The woman lay tossing and moaning, utterly unconscious of anything about her, muttering strange, incoherent sentences in her delirium. Amazed and shocked at what she heard, Jacqueline stood rooted to the spot listening.

"I will not eat it!—I must not eat it!—" cried the unconscious woman, "—It is for the children!—Oh, God, how I hunger!—" Then in a lower tone:—"Dirk Willumhoog thou shalt not harm them as thou didst endeavor to harm—" Here she appeared to fall into a restless sleep, and for a few moments her tossing form lay quiet; Jacqueline buried her face in her hands and wept with sheer bitterness and despair.

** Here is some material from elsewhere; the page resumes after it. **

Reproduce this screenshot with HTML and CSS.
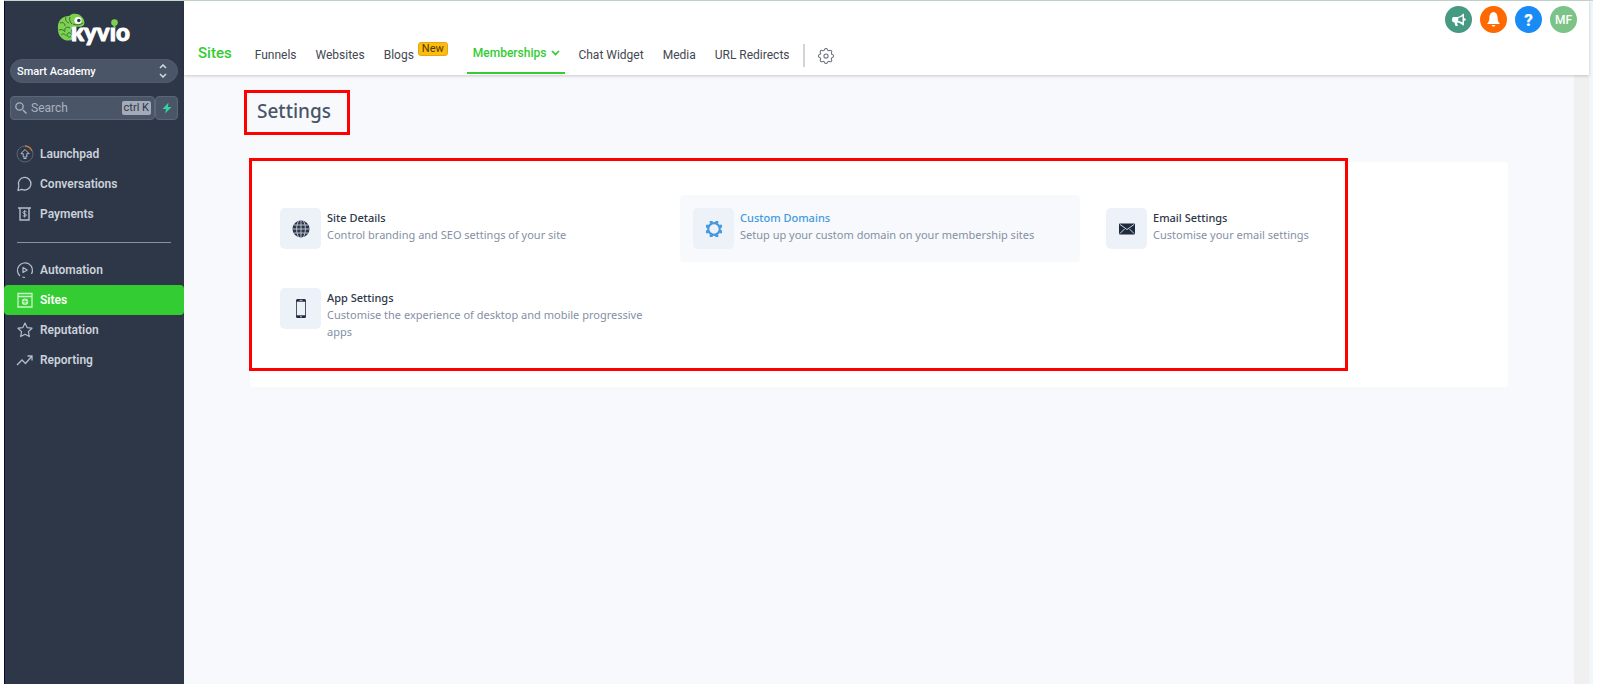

"Oh, Vrouw Voorhaas, Vrouw Voorhaas!—now I know what doth ail thee!" she sobbed aloud. "Thou hast starved thyself for our sakes, thou didst deceive us into thinking thou wast satisfied with a little, and now thou art reaping the results of thy sacrifice!" The realization that this faithful servant had brought herself to this pass by her own self-denial, occupied Jacqueline's mind to the exclusion of every other thought. "How wicked and ungrateful I have been," she blamed herself, "going out to nurse other people, when starvation and illness lay waiting right at my own door, and I never guessed! Oh, if Gysbert were only here!"

Then the necessity for doing something, and that speedily, forced itself upon her. Deciding that she could leave the sick woman more easily now than later, she ran out at once to find Dr. de Witt. He accompanied her without an instant's delay. When he reached the sick room he gave one keen glance at his patient, and then set about his work of relief, Jacqueline assisting him with the intelligence and skill perfected by much practice.

"Now," said he finally, "thou must make up thy mind, Juffrouw Jacqueline, to one thing. For the present thou must give up all thought of going on thy daily round with me, and devote thyself to the care of this thy companion. Her case is more critical than usual, having been brought on, I judge, by systematic starvation."

"But Jan!—" faltered the girl. "He is still very weak and needs my care."

"Let him come here and stay," ordered the doctor. "I will myself fetch him this afternoon, and thus thou wilt have both thy patients under thine eye. He also may be able to help thee a little. Where is thy brother?"

"He has gone out of the city on an errand of importance. I do not expect him back for two or three days," she answered.